As important as it is to socialize students, instructing them on diversity and tolerance – respect for others – it is at least as important to teach students respect for their selves. In this case, their physical selves. Grade nine is the last guaranteed opportunity for most people to get even a modicum of the physical exercise the human body requires for peak efficiency and health. It is for many the last chance to teach teenagers how to enjoy and benefit from physical exercise in an increasingly sedentary culture. Exposure is the key – just like when it comes to the “diversity issue.”
It is not enough to fulfill a nutrition and sexual education unit (though both are important) and watch movies the rest of the year.
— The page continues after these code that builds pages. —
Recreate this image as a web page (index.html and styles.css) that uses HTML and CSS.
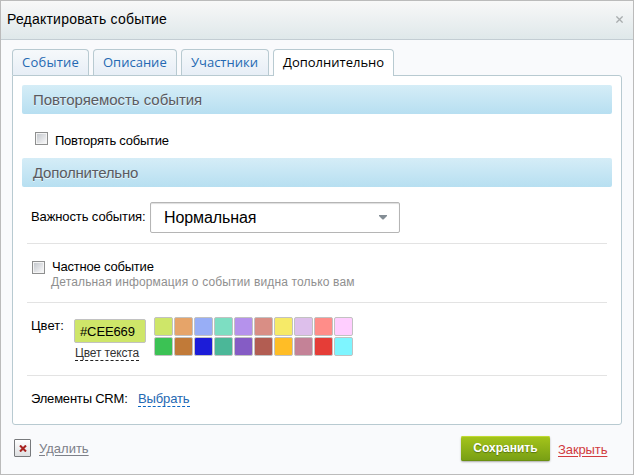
FILE: index.html
```html
<!DOCTYPE html>
<html lang="ru">
<head>
<meta charset="utf-8">
<title>Редактировать событие</title>
<link rel="stylesheet" href="styles.css">
</head>
<body>
<div class="dialog">
  <header class="titlebar">
    <h1 class="title">Редактировать событие</h1>
    <svg class="close" width="7" height="7" viewBox="0 0 7 7"><path d="M.4.4l6.2 6.2M6.6.4L.4 6.6"/></svg>
  </header>
  <nav class="tabs">
    <a class="tab tab-event">Событие</a>
    <a class="tab tab-description">Описание</a>
    <a class="tab tab-members">Участники</a>
    <a class="tab tab-more active">Дополнительно</a>
  </nav>
  <main class="panel">
    <h2 class="section section-repeat">Повторяемость события</h2>
    <label class="repeat"><i class="check"></i><span class="repeat-text">Повторять событие</span></label>
    <h2 class="section section-more">Дополнительно</h2>
    <div class="row importance">
      <span class="importance-label">Важность события:</span>
      <div class="select"><span>Нормальная</span><svg width="8" height="5" viewBox="0 0 8 5"><path d="M0 0h8v1L4.5 4.5h-1L0 1z"/></svg></div>
    </div>
    <div class="row private">
      <i class="check"></i>
      <div><div class="private-title">Частное событие</div><div class="hint">Детальная информация о событии видна только вам</div></div>
    </div>
    <div class="row color">
      <span class="color-label">Цвет:</span>
      <div class="color-value"><div class="color-input">#CEE669</div><a class="text-color">Цвет текста</a></div>
      <div class="palette">
        <i class="c1"></i><i class="c2"></i><i class="c3"></i><i class="c4"></i><i class="c5"></i><i class="c6"></i><i class="c7"></i><i class="c8"></i><i class="c9"></i><i class="c10"></i>
        <i class="c11"></i><i class="c12"></i><i class="c13"></i><i class="c14"></i><i class="c15"></i><i class="c16"></i><i class="c17"></i><i class="c18"></i><i class="c19"></i><i class="c20"></i>
      </div>
    </div>
    <div class="row crm"><span class="crm-label">Элементы CRM:</span><a class="choose">Выбрать</a></div>
  </main>
  <footer class="footer">
    <span class="delete-icon"><svg width="8" height="7" viewBox="0 0 8 7"><path d="M1 .5l6 6M7 .5l-6 6"/></svg></span>
    <a class="delete">Удалить</a>
    <button class="save">Сохранить</button>
    <a class="cancel">Закрыть</a>
  </footer>
</div>
</body>
</html>
```
FILE: styles.css
```css
* { box-sizing: border-box; }
body { margin: 0; font: 13px/16px "Liberation Sans", Arial, sans-serif; color: #000; }
h1, h2 { margin: 0; font-weight: normal; }
span, a { white-space: nowrap; }
.dialog { width: 634px; height: 475px; border: 1px solid #bbb; background: #f9fafc; }
.titlebar { height: 39px; display: flex; justify-content: space-between; padding: 0 10px 0 6px; border-bottom: 1px solid #c3cdd3; background: linear-gradient(#f8f8f8, #dfe8ea); }
.title { font-size: 14px; line-height: 36px; letter-spacing: .21px; }
.close { margin-top: 15px; fill: none; stroke: #a9adae; stroke-width: 1.3; }

.tabs { display: flex; gap: 4px; height: 26px; margin: 9px 0 0 11px; }
.tab { height: 26px; padding-left: 9px; border: 1px solid #b8cad1; border-bottom: 0; border-radius: 4px 4px 0 0; background: linear-gradient(#f6f9fb, #e7eef6); color: #2468b2; font: 13px/25px "Open Sans", sans-serif; }
.tab-event { width: 77px; letter-spacing: .25px; }
.tab-description { width: 84px; }
.tab-members { width: 88px; }
.tab-more { width: 121px; }
.tab.active { position: relative; height: 27px; background: #fff; color: #000; }

.panel { width: 610px; height: 350px; margin-left: 11px; padding: 9px; border: 1px solid #b8cad1; border-radius: 0 3px 3px 3px; background: #fff; }
.section { height: 29px; padding-left: 11px; border-radius: 2px; background: linear-gradient(#d5edf7, #b7dff1); color: #5a5a60; font-size: 15px; line-height: 29px; text-shadow: 0 1px 0 #e4f4fb; }
.section-repeat { letter-spacing: -.05px; }
.section-more { letter-spacing: -.22px; }
.repeat { display: flex; height: 44px; padding: 18px 0 0 13px; }
.check { flex: none; width: 13px; height: 13px; border: 1px solid #8e8f8f; background: linear-gradient(135deg, #c5c9ce, #f7f7f8) center / 9px 9px no-repeat #f4f4f4; }
.repeat-text { margin: 1px 0 0 7px; letter-spacing: -.24px; }

.row { display: flex; margin: 0 5px; border-bottom: 1px solid #e3e3e3; }
.importance { height: 57px; padding: 15px 0 0 4px; }
.importance-label { width: 119px; padding-top: 7px; letter-spacing: -.11px; }
.select { display: flex; justify-content: space-between; align-items: center; width: 250px; height: 31px; padding: 0 12px 0 13px; border: 1px solid #b5b5b5; border-radius: 2px; box-shadow: inset 0 1px 1px #ddd; font-size: 16px; letter-spacing: -.1px; }
.select svg { fill: #848d95; }
.private { height: 59px; padding: 15px 0 0 5px; }
.private .check { margin-top: 2px; }
.private-title { margin-left: 7px; letter-spacing: -.2px; }
.hint { margin-left: 6px; font-size: 12px; line-height: 15px; letter-spacing: .15px; color: #8f8f8f; }
.color { height: 73px; padding: 14px 0 0 4px; }
.color-label { width: 43px; padding-top: 1px; }
.color-value { width: 80px; padding-top: 2px; }
.color-input { width: 72px; height: 24px; padding-left: 5px; border: 1px solid #c2c2c2; border-radius: 2px; background: #cee669; line-height: 23px; letter-spacing: -.12px; }
.text-color { display: block; width: 64px; height: 18px; margin: 0 0 0 1px; border-bottom: 1px dashed #222; color: #333; font-size: 12px; line-height: 21px; letter-spacing: -.15px; }
.palette { display: grid; grid-template-columns: repeat(10, 19px); grid-auto-rows: 19px; gap: 1px; }
.palette i { border: 1px solid #c2c2c2; border-radius: 2px; }
.c1 { background: #cee669; } .c2 { background: #e6a469; } .c3 { background: #98aef6; } .c4 { background: #7ddec2; } .c5 { background: #b592ec; }
.c6 { background: #d98e85; } .c7 { background: #f6ea68; } .c8 { background: #ddbfeb; } .c9 { background: #ff8d89; } .c10 { background: #ffceff; }
.c11 { background: #3bc254; } .c12 { background: #c17a38; } .c13 { background: #1c1cd8; } .c14 { background: #4bb798; } .c15 { background: #855cc5; }
.c16 { background: #b25d52; } .c17 { background: #ffbd26; } .c18 { background: #c48297; } .c19 { background: #e53d37; } .c20 { background: #7ef5ff; }
.crm { padding: 15px 0 0 4px; border: 0; }
.crm-label { width: 107px; letter-spacing: -.2px; }
.choose { height: 16px; border-bottom: 1px dashed #0b66c3; color: #2468b2; letter-spacing: -.12px; }

.footer { display: flex; align-items: flex-start; padding: 11px 0 0 13px; }
.delete-icon { display: flex; align-items: center; justify-content: center; width: 17px; height: 18px; margin-top: 3px; border: 1px solid #77797c; border-radius: 1px; background: linear-gradient(#fff, #dedfe1); }
.delete-icon svg { fill: none; stroke: #a82320; stroke-width: 2.1; }
.delete { margin: 5px 0 0 8px; color: #7d8089; text-decoration: underline; text-underline-offset: 2px; }
.save { width: 89px; height: 25px; margin-left: auto; padding: 0; border: 0; border-radius: 2px; background: linear-gradient(#a5c51b, #779e14); box-shadow: inset 0 1px 0 #c0db32, inset 0 -1px 0 #6b9012, 0 1px 2px #aaa; color: #fff; font: bold 12px/25px "Liberation Sans", Arial, sans-serif; text-shadow: 0 1px 1px #557411; }
.cancel { width: 49px; margin: 6px 26px 0 8px; color: #d13b40; text-decoration: underline; text-underline-offset: 2px; letter-spacing: -.1px; }
```
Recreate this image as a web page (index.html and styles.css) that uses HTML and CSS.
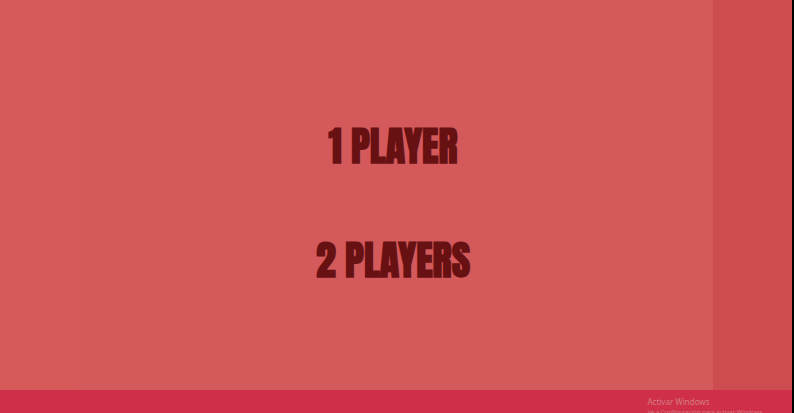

Teenagers need to build a relationship with their working, moving body, to express themselves through measured movement – even if it is playing touch-football. Especially with issues of body image and obesity/lack of fitness rampant these days. It is an opportunity for kids in the class to become intimately familiar with their bodily movement, to feel comfortable with its limits and strengths. Students need a chance to learn how to care for, use, and enjoy living in their own body.
It doesn’t have to be a boot-camp either. I’m asking for physical educators, not staff-sergeants out of a John Hughes cliche. The school system is designed as a socializer. Well, sportsmanship seems to have fallen by the wayside. Video games don’t carry the same real-world consequences [risks] so who cares about a dirty trick? Do that in real life and you end up with blood on your hands or a gang at your throat. Read Cocteau, games are microcosms of life, smaller scale models of the real thing – like laboratory tests. Or how about the blend of competition and ambivalence for anyone who’s enjoyed casual sport? I am no athlete, but I know that trying to win is what electrifies the game environment and being at peace with whatever the final outcome may be is what allows me to enjoy the experience. It’s not only social rules the mustachioed, whistle-blowing, cargo-shorted, fanatic is in charge of teaching your children, it is general life-philosophy. The desire to succeed combined with how to be relaxed enough to allow oneself to actually succeed after the slightest hiccup.
Gym class is often overlooked. Many schools lack legitimate “gym teachers” until high school – especially for female students who often don’t even get those in high school but rather civics teachers who cut out units based on their own preference. Exposure once again. This 14-year-old girl complained in the same conversation about how her teacher refused to do a field-hockey unit. Knowing this teacher, I suppose their might be a resistance to latent sexism in the sport in her decision in addition to simply not liking it. Or she’s just close-minded and lazy when it comes to other people’s interests, regardless of sex, race, or creed. I only mention this because for this girl, field-hockey is the only sport she legitimately enjoys. How can you justify turning off a person’s only avenue into that bodily expression, into maintaining their physical health simply because you, the teacher (who doesn’t actively participate in the sports anyhow), don’t particularly like it or hold a poor opinion of it?
It is not radical science or new-age philosophy to say the mind and body are intrinsically linked. To starve one is to starve the other. Psycho-somatic phenomena affect physical health in very real terms. The street is a two-way thoroughfare (think of the release of endorphins and other bio-chemical/neural responses evoked by physical activity). If the body suffers, if it decays, so will the mind be afflicted. How much longer can we afford to ignore the mental and physical health of students at such a critical, formative period of their lives?